_Provided entries_
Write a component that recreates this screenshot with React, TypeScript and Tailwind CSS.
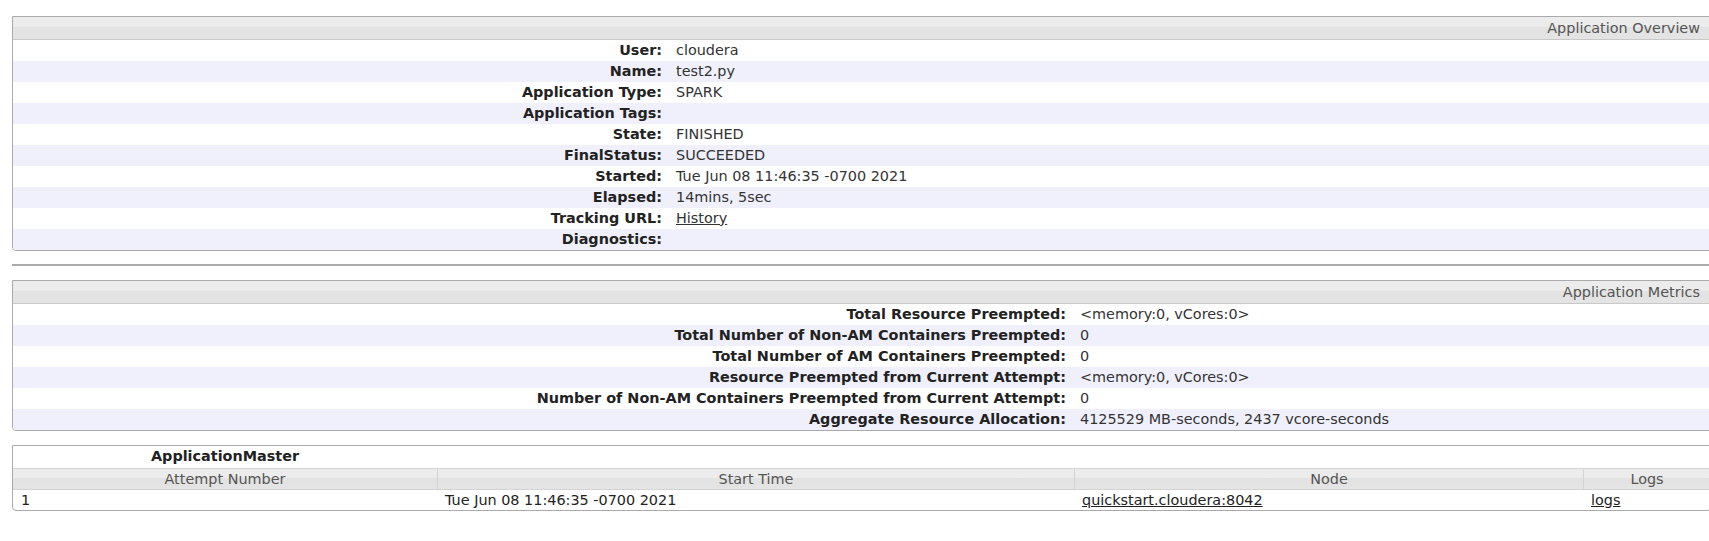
const overview: [string, string, boolean?][] = [
  ["User:", "cloudera"],
  ["Name:", "test2.py"],
  ["Application Type:", "SPARK"],
  ["Application Tags:", ""],
  ["State:", "FINISHED"],
  ["FinalStatus:", "SUCCEEDED"],
  ["Started:", "Tue Jun 08 11:46:35 -0700 2021"],
  ["Elapsed:", "14mins, 5sec"],
  ["Tracking URL:", "History", true],
  ["Diagnostics:", ""],
];

const metrics: [string, string][] = [
  ["Total Resource Preempted:", "<memory:0, vCores:0>"],
  ["Total Number of Non-AM Containers Preempted:", "0"],
  ["Total Number of AM Containers Preempted:", "0"],
  ["Resource Preempted from Current Attempt:", "<memory:0, vCores:0>"],
  ["Number of Non-AM Containers Preempted from Current Attempt:", "0"],
  ["Aggregate Resource Allocation:", "4125529 MB-seconds, 2437 vcore-seconds"],
];

const headBg =
  "bg-[linear-gradient(#ececec_0%,#ececec_45%,#e2e2e2_45%,#e4e4e4_100%)]";

function InfoPanel({
  title,
  rows,
  labelWidth,
}: {
  title: string;
  rows: [string, string, boolean?][];
  labelWidth: string;
}) {
  return (
    <div className="mr-[-4px] border border-[#aaaaaa] rounded-b-[4px] overflow-hidden">
      <div
        className={`h-[23px] border-b border-[#c8c8c8] ${headBg} text-right pr-[12px] leading-[23px] text-[#555555]`}
      >
        {title}
      </div>
      {rows.map(([label, value, link], i) => (
        <div
          key={label}
          className={`flex h-[21px] items-center ${i % 2 === 1 ? "bg-[#f0f0fc]" : "bg-white"}`}
        >
          <div className={`${labelWidth} shrink-0 text-right font-bold text-[#222222]`}>
            {label}
          </div>
          <div className={`pl-[14px] text-[#333333] ${link ? "underline" : ""}`}>
            {value}
          </div>
        </div>
      ))}
    </div>
  );
}

export default function App() {
  return (
    <div
      className="min-h-screen bg-white pl-[12px] pt-[16px] text-[14.4px] overflow-hidden"
      style={{ fontFamily: '"DejaVu Sans", sans-serif' }}
    >
      <InfoPanel title="Application Overview" rows={overview} labelWidth="w-[649px]" />

      <div className="mt-[13px] h-[2px] bg-[#aaaaaa]" />

      <div className="mt-[14px]">
        <InfoPanel title="Application Metrics" rows={metrics} labelWidth="w-[1053px]" />
      </div>

      <div className="mt-[14px] mr-[-2px] border border-[#aaaaaa] rounded-b-[4px] overflow-hidden">
        <div className="grid grid-cols-[424px_637px_509px_1fr] h-[22px] items-center bg-white">
          <div className="text-center font-bold text-[#222222]">ApplicationMaster</div>
        </div>
        <div
          className={`grid grid-cols-[424px_637px_509px_1fr] h-[22px] border-y border-[#d3d3d3] ${headBg} text-[#555555] leading-[20px]`}
        >
          <div className="text-center">Attempt Number</div>
          <div className="text-center border-l border-[#d3d3d3]">Start Time</div>
          <div className="text-center border-l border-[#d3d3d3]">Node</div>
          <div className="text-center border-l border-[#d3d3d3]">Logs</div>
        </div>
        <div className="grid grid-cols-[424px_637px_509px_1fr] h-[20px] items-center text-[#222222]">
          <div className="pl-[8px]">1</div>
          <div className="pl-[8px]">Tue Jun 08 11:46:35 -0700 2021</div>
          <div className="pl-[8px] underline">quickstart.cloudera:8042</div>
          <div className="pl-[8px] underline">logs</div>
        </div>
      </div>
    </div>
  );
}
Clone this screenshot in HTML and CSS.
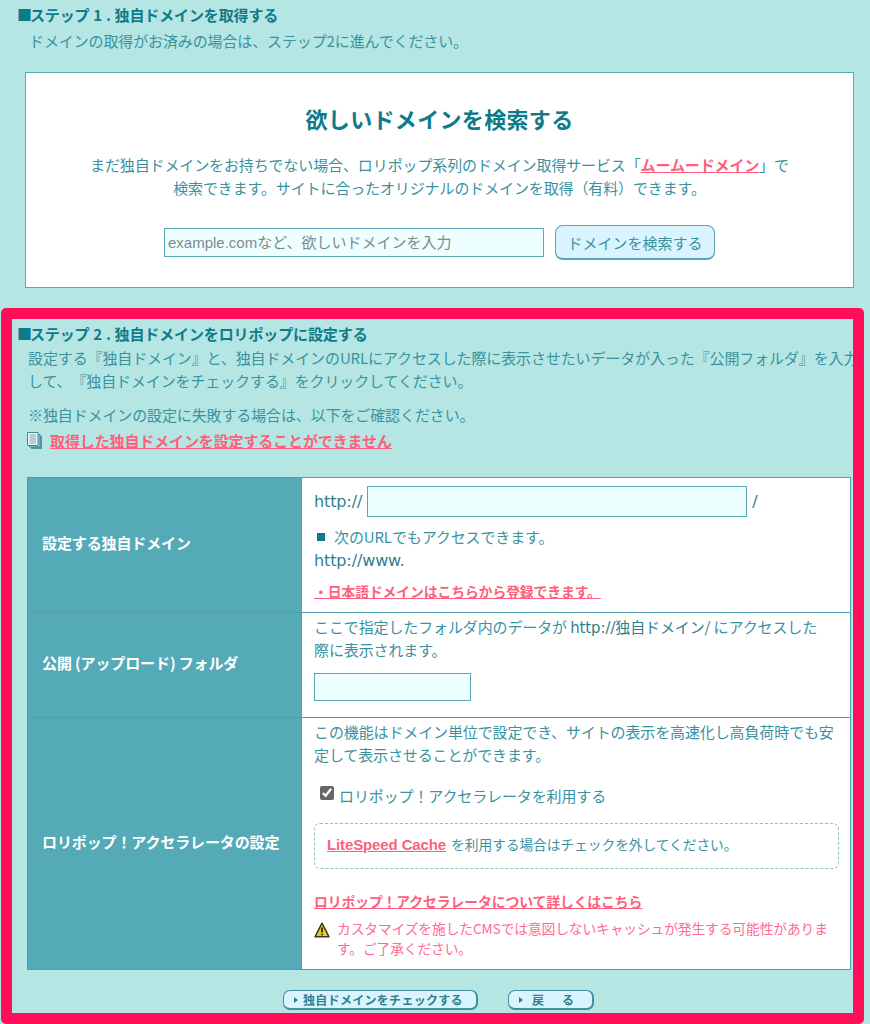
FILE: index.html
```html
<!DOCTYPE html>
<html lang="ja">
<head>
<meta charset="utf-8">
<title>独自ドメイン設定</title>
<link rel="stylesheet" href="styles.css">
</head>
<body>
<main class="page">
  <section class="step-one">
    <h2 class="step-title"><span class="mark">■</span>ステップ 1 . 独自ドメインを取得する</h2>
    <p class="step-lead">ドメインの取得がお済みの場合は、ステップ2に進んでください。</p>
    <div class="search-box">
      <h1 class="search-title">欲しいドメインを検索する</h1>
      <p class="search-text">まだ独自ドメインをお持ちでない場合、ロリポップ系列のドメイン取得サービス「<a class="link" href="#">ムームードメイン</a>」で<br>検索できます。サイトに合ったオリジナルのドメインを取得（有料）できます。</p>
      <form class="search-form">
        <input class="field field-search" type="text" placeholder="example.comなど、欲しいドメインを入力">
        <button class="search-button" type="button">ドメインを検索する</button>
      </form>
    </div>
  </section>

  <section class="step-two">
    <h2 class="step-title"><span class="mark">■</span>ステップ 2 . 独自ドメインをロリポップに設定する</h2>
    <p class="step-desc">設定する『独自ドメイン』と、独自ドメインのURLにアクセスした際に表示させたいデータが入った『公開フォルダ』を入力<br>して、『独自ドメインをチェックする』をクリックしてください。</p>
    <p class="step-note">※独自ドメインの設定に失敗する場合は、以下をご確認ください。</p>
    <p class="doc-link">
      <svg class="doc-icon" viewBox="0 0 16 17" aria-hidden="true">
        <path d="M4 4h11v13H4z" fill="#4f9aa6"/>
        <path d="M2.500 2.500h10.500v12.500H2.500z" fill="#9fd0d4" stroke="#3f8a96"/>
        <path d="M0.500 0.500h10.500v13H0.500z" fill="#eef8f8" stroke="#3f8a96"/>
        <path d="M2.500 3h6.500M2.500 5h6.500M2.500 7h6.500M2.500 9h6.500M2.500 11h6.500" stroke="#7fa3aa" fill="none"/>
      </svg>
      <a class="link" href="#">取得した独自ドメインを設定することができません</a>
    </p>

    <table class="settings">
      <tr class="row-domain">
        <th>設定する独自ドメイン</th>
        <td>
          <div class="domain-line"><span class="url">http://</span><input class="field field-domain" type="text"><span class="url">/</span></div>
          <p class="also"><span class="square"></span>次のURLでもアクセスできます。</p>
          <p class="www url">http://www.</p>
          <a class="link jp-link" href="#">・日本語ドメインはこちらから登録できます。</a>
        </td>
      </tr>
      <tr class="row-folder">
        <th>公開 (アップロード) フォルダ</th>
        <td>
          <p class="cell-text">ここで指定したフォルダ内のデータが <span class="url-inline">http://</span><span class="dark">独自ドメイン/</span> にアクセスした<br>際に表示されます。</p>
          <input class="field field-folder" type="text">
        </td>
      </tr>
      <tr class="row-accel">
        <th>ロリポップ！アクセラレータの設定</th>
        <td>
          <p class="cell-text">この機能はドメイン単位で設定でき、サイトの表示を高速化し高負荷時でも安定して表示させることができます。</p>
          <label class="check-line"><input class="check" type="checkbox" checked>ロリポップ！アクセラレータを利用する</label>
          <div class="notice"><a class="link" href="#">LiteSpeed Cache</a> を利用する場合はチェックを外してください。</div>
          <a class="link more-link" href="#">ロリポップ！アクセラレータについて詳しくはこちら</a>
          <div class="warning">
            <svg class="warn-icon" viewBox="0 0 16 16" aria-hidden="true">
              <path d="M8 1.200L15 14.800H1z" fill="#f2c81e" stroke="#3a3a2a" stroke-width="1.500" stroke-linejoin="round"/>
              <path d="M8 5.500v5M8 11.700v1.500" stroke="#2f2f20" stroke-width="1.800" fill="none"/>
            </svg>
            <p class="warning-text">カスタマイズを施したCMSでは意図しないキャッシュが発生する可能性があります。ご了承ください。</p>
          </div>
        </td>
      </tr>
    </table>

    <div class="actions">
      <button class="nav-button nav-check" type="button"><span class="arrow"></span>独自ドメインをチェックする</button>
      <button class="nav-button nav-back" type="button"><span class="arrow"></span>戻　る</button>
    </div>
  </section>
</main>
</body>
</html>
```

FILE: styles.css
```css
* { box-sizing: border-box; }
html, body { margin: 0; padding: 0; }
body {
  width: 870px;
  height: 1024px;
  overflow: hidden;
  background: #b5e6e3;
  color: #3a929f;
  font-family: "Noto Sans CJK JP", "Noto Sans", sans-serif;
  font-size: 15px;
  letter-spacing: -0.12px;
  text-spacing-trim: space-all;
}
p, h1, h2 { margin: 0; }
.page { width: 870px; }

.step-title {
  font-size: 15px;
  line-height: 20px;
  font-weight: 700;
  word-spacing: 0.6px;
  color: #0f7a8a;
  white-space: nowrap;
}
.mark { margin: 0 -2px 0 -1px; }
.step-one { height: 308px; padding: 5px 16px 0 18px; }
.step-lead { margin: 6px 0 0 11px; line-height: 20px; }

.search-box {
  margin: 21px 0 0 7px;
  width: 829px;
  height: 216px;
  border: 1px solid #55aab8;
  background: #fff;
  text-align: center;
}
.search-title {
  margin-top: 29px;
  font-size: 22px;
  line-height: 32px;
  font-weight: 700;
  letter-spacing: 0.33px;
  color: #0f7a8a;
}
.search-text { margin-top: 19px; line-height: 23px; white-space: nowrap; }
.link { color: #ff5f7c; font-weight: 700; text-decoration: underline; }
.search-form { display: flex; justify-content: center; align-items: center; gap: 11px; margin-top: 26px; }
.field { border: 1px solid #55aab8; background: #eeffff; border-radius: 0; outline: none; padding: 0 3px; font: inherit; }
.field-search {
  width: 380px;
  height: 29px;
  font-family: "Liberation Sans", "Noto Sans CJK JP", sans-serif;
  font-size: 15px;
}
.field-search::placeholder { color: #808a8c; opacity: 1; }
.search-button {
  width: 160px;
  height: 35px;
  padding: 0;
  border: 1px solid #5aa6b4;
  border-bottom-width: 2px;
  border-radius: 8px;
  background: #d9f3ff;
  color: #3a929f;
  font-family: inherit;
  font-size: 15px;
}

.step-two {
  width: 863px;
  height: 716px;
  margin-left: 1px;
  border: 11px solid #ff0f5a;
  border-radius: 5px;
  overflow: hidden;
  padding: 5px 0 0 6px;
}
.step-desc { margin: 2px 0 0 10px; line-height: 23px; white-space: nowrap; }
.step-note { margin: 11px 0 0 10px; line-height: 23px; }
.doc-link { display: flex; align-items: center; gap: 7px; margin: 3px 0 0 9px; height: 23px; }
.doc-icon { width: 16px; height: 17px; }

.settings {
  width: 824px;
  margin: 25px 0 0 9px;
  border-collapse: collapse;
  table-layout: fixed;
  background: #fff;
}
.settings th, .settings td { border: 1px solid #4f9fae; }
.settings th {
  width: 274px;
  padding: 0 0 5px 14px;
  background: #55aab8;
  color: #fff;
  font-size: 15px;
  font-weight: 700;
  text-align: left;
}
.settings td { padding: 0 12px; vertical-align: top; }
.row-domain { height: 135px; }
.row-folder { height: 105px; }
.row-accel { height: 252px; }

.url { font-family: "DejaVu Sans", sans-serif; font-size: 16px; color: #2f7f8d; }
.url-inline { font-family: "DejaVu Sans", sans-serif; font-size: 15px; line-height: 1; color: #2f7f8d; }
.domain-line { display: flex; align-items: center; gap: 5px; margin-top: 8px; height: 31px; }
.field-domain { width: 380px; height: 31px; }
.also { display: flex; align-items: center; margin-top: 8px; line-height: 23px; }
.square { width: 8px; height: 8px; margin: 0 9px 0 3px; background: #0f7a8a; }
.www { margin-top: 1px; line-height: 23px; }
.jp-link { display: inline-block; margin-top: 9px; line-height: 20px; font-size: 13.850px; }
.cell-text { margin-top: 2px; line-height: 23px; }
.dark { color: #2f7f8d; }
.field-folder { display: block; width: 157px; height: 28px; margin-top: 12px; }

.check-line { display: flex; align-items: center; margin: 18px 0 0 6px; height: 23px; }
.check { width: 14px; height: 14px; margin: 0 5px 6px 0; accent-color: #666; }
.notice {
  width: 525px;
  height: 46px;
  margin-top: 16px;
  padding-left: 12px;
  border: 1px dashed #8fc2c6;
  border-radius: 6px;
  line-height: 40px;
  font-size: 13.800px;
  white-space: nowrap;
}
.notice .link { font-family: "Liberation Sans", sans-serif; font-size: 15px; margin-right: 2px; }
.more-link { display: block; margin-top: 22px; line-height: 20px; font-size: 13.850px; }
.warning { display: flex; gap: 7px; margin-top: 7px; }
.warn-icon { flex: none; width: 16px; height: 16px; margin-top: 4px; }
.warning-text { color: #ff6b94; font-size: 13.750px; line-height: 20px; }

.actions { display: flex; gap: 30px; margin: 20px 0 0 265px; }
.nav-button {
  display: flex;
  align-items: center;
  height: 20px;
  padding: 0 0 0 10px;
  border: 2px solid #3f8f9d;
  border-top-width: 1px;
  border-left-width: 1px;
  border-radius: 7px;
  background: #d9f3ff;
  color: #2f7f8d;
  font-family: inherit;
  font-size: 12px;
  font-weight: 700;
  letter-spacing: 0.3px;
  white-space: nowrap;
}
.nav-check { width: 195px; }
.nav-back { width: 86px; letter-spacing: 3px; }
.nav-back .arrow { margin-right: 9px; }
.arrow {
  width: 0;
  height: 0;
  margin-right: 5px;
  border-left: 4px solid #2f7f8d;
  border-top: 3px solid transparent;
  border-bottom: 3px solid transparent;
}
```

_Goal_
Show every line from the listing above in which the string "this" appears.

_Exercise answer_
Write a component that recreates this screenshot with React, TypeScript and Tailwind CSS.
Clone this screenshot in HTML and CSS.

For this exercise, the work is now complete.